Phinney gives his cases Sherlock Holmes-esque titles: The Dastardly Divorce, The Respected Rabbi, The Presidential Plot. Each turned out with a different solution: use of a “typewriter” font instead of a real typewriter, or a document printed with an inkjet printer that wasn’t available at that time.

In the case of Prime Minister Nawaz Sharif, the accusation was of collecting money illegally, and then sending it overseas to avoid paying tax. Tax-evasion isn’t always illegal — super-rich people hire “wealth managers” to use the optimal loopholes for them — but in this case, it was.

During the trial, the Prime Minister’s daughter, Maryam, produced a document. It was an ordinary one — written using Calibri, the default font of Microsoft word — and the writing inside proved them innocent. Or so it seemed.

The Calibri font was released in November 2006. Maryam’s document was dated February.


Instead of collecting and hiding money, some people just steal it when they need it. That’s what happened in the case at the beginning of this article, where ₹50,000 was spent off a credit-card to buy ads on Facebook.

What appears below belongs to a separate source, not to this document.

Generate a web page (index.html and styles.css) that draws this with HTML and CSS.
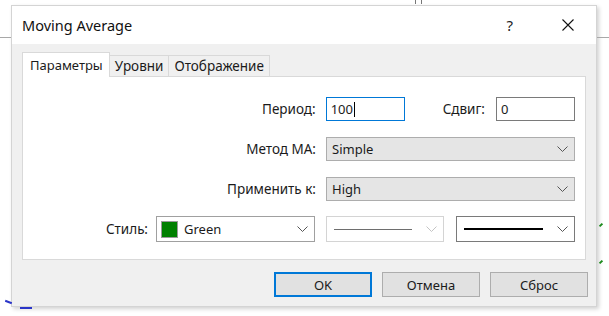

When my friend— to whom the card belonged — phoned the bank, the receptionist seemed to have heard it all before. “We’ll give you a temporary refund”, she said: Facebook would get a 90-day grace period to “prove the transaction was genuine”, failing which the refund would be made permanent.

Some time later, the Reserve Bank of India blocked all international credit-card payments, unless the users specifically asked for the feature. Apparently, it’s not an uncommon problem.

It seems that, if you enter your credit-card number online, some websites allow you to complete the payment without PINs, even if a PIN is mandatory for transactions at home. All it takes is a leak of your credit-card number from one website, and there it goes.

The banks seem to be ready for it, though. Their algorithms monitor every transaction, ready to step in if something seems amiss. They’re adapting to a world without signatures, or typewriters, or passwords.

A world where you can authorise a payment by writing nothing at all.